US consumers brace for higher food, gas costs
Jan. 19, 2011
by Meat&Poultry Staff
CHICAGO ─ Although food companies and restaurant operators are trying to keep from increasing prices due to rising commodity and transportation costs, wary US consumers are bracing to pay more for their food in 2011.
Historically consumers have never let food costs rise faster than their incomes and have managed their food spending accordingly, whether choosing to eat at home or away from home, according to food market research by The NPD Group.
“With food inflation accelerating in the last months of 2010 and government forecasts show it continuing into at least the first half of 2011, Americans will be making well-thought out choices this year on how they will feed themselves,” said Harry Balzer, chief industry analyst at NPD and author of Eating Patterns in America. “It amounts to ‘relative food inflation.’ They have so much to spend on food and they will carefully pick-and-choose how they spend it. Looking for more coupons and discounts, buying more private label foods, eating more leftovers, and generally getting the most bang for their buck.”
Seventy-two percent of meals are prepared in homes, 18% are obtained from foodservice outlets, 8% are skipped and 2% are from unknown sources, according to NPD’s in-home research, National Eating Trends, and foodservice market research, CREST. During the past two years, US consumers pulled back on their use of restaurants, and the industry lost 2.4 billion visits from year ending November 2008 thru November 2010, from 61.5 billion visits to 59.1 billion visits.
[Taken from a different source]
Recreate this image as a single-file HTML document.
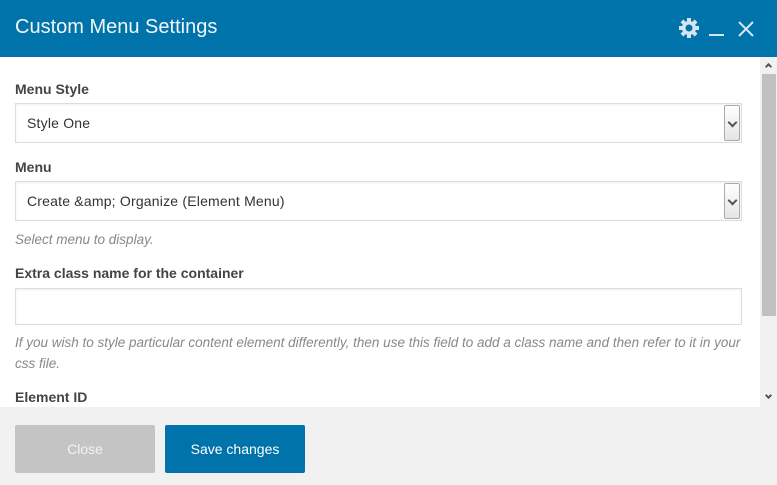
<!DOCTYPE html>
<html><head><style>
*{box-sizing:border-box;margin:0;padding:0}
body{width:777px;height:485px;overflow:hidden;font-family:"Liberation Sans",sans-serif;background:#fff;position:relative}
.hdr{position:absolute;left:0;top:0;width:777px;height:57px;background:#0073aa;color:#fff}
.hdr h1{position:absolute;left:15px;top:16px;font-size:20px;font-weight:normal;color:#f0f6fa}
.lbl{position:absolute;left:15px;font-size:14px;font-weight:bold;color:#444}
.sel{position:absolute;left:15px;width:727px;height:40px;border:1px solid #ddd;box-shadow:inset 0 1px 2px rgba(0,0,0,.07);font-size:14px;color:#333;padding:11px 11px;letter-spacing:0.2px}
.arr{position:absolute;right:1px;top:1px;width:16px;height:36px;border:1px solid #aaa;border-radius:2px;background:linear-gradient(#fff,#e5e5e5)}
.arr:after{content:"";position:absolute;left:4px;top:13px;width:5px;height:5px;border-right:2px solid #555;border-bottom:2px solid #555;transform:rotate(45deg)}
.help{position:absolute;left:15px;width:730px;font-size:13.5px;font-style:italic;color:#888;line-height:21px}
.sb{position:absolute;left:760px;top:57px;width:17px;height:350px;background:#f1f1f1}
.th{position:absolute;left:762px;top:74px;width:14px;height:242px;background:#c1c1c1}
.ftr{position:absolute;left:0;top:407px;width:777px;height:78px;background:#f1f1f1}
.btn{position:absolute;top:18px;width:140px;height:48px;font-size:14px;text-align:center;line-height:48px;border-radius:2px}
</style></head><body>
<div class="hdr"><h1>Custom Menu Settings</h1>
<svg style="position:absolute;left:679px;top:18px" width="20" height="20" viewBox="0 0 20 20"><g fill="#d5e6f0"><circle cx="10" cy="10" r="7"/><rect x="8" y="0" width="4" height="20"/><rect x="0" y="8" width="20" height="4"/><rect x="8" y="0" width="4" height="20" transform="rotate(45 10 10)"/><rect x="8" y="0" width="4" height="20" transform="rotate(-45 10 10)"/></g><circle cx="10" cy="10" r="3.5" fill="#0073aa"/></svg>
<div style="position:absolute;left:709px;top:34px;width:15px;height:2px;background:#d5e6f0"></div>
<svg style="position:absolute;left:738px;top:21px" width="16" height="16"><path d="M1 1L15 15M15 1L1 15" stroke="#d5e6f0" stroke-width="2"/></svg>
</div>
<div class="lbl" style="top:81px">Menu Style</div>
<div class="sel" style="top:103px">Style One<div class="arr"></div></div>
<div class="lbl" style="top:159px">Menu</div>
<div class="sel" style="top:181px">Create &amp;amp; Organize (Element Menu)<div class="arr"></div></div>
<div class="help" style="top:229px">Select menu to display.</div>
<div class="lbl" style="top:265px">Extra class name for the container</div>
<div class="sel" style="top:288px;height:37px"></div>
<div class="help" style="top:332px">If you wish to style particular content element differently, then use this field to add a class name and then refer to it in your css file.</div>
<div class="lbl" style="top:389px">Element ID</div>
<div class="sb"></div><div class="th"></div>
<div style="position:absolute;left:766px;top:64px;width:5px;height:5px;border-left:2px solid #555;border-top:2px solid #555;transform:rotate(45deg)"></div>
<div style="position:absolute;left:766px;top:393px;width:5px;height:5px;border-right:2px solid #555;border-bottom:2px solid #555;transform:rotate(45deg)"></div>
<div class="ftr">
<div class="btn" style="left:15px;background:#c4c4c4;color:#f3f3f3">Close</div>
<div class="btn" style="left:165px;background:#0073aa;color:#fff">Save changes</div>
</div>
</body></html>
During this period, food deflation gave supermarkets the edge in terms of consumer food spending. As the economy has begun to improve, Americans have started adding more restaurant visits back into their routines, but high unemployment continues to hamper the industry’s growth.
“Food prices so far are up less than 2% from the depressed year-ago levels, when they were dropping by 2%. Supermarket prices are still below the levels of 2008,” Balzer said. “This is really a story about the upheaval created by the 2008 food price increases. We have yet to see how it will play out this time.”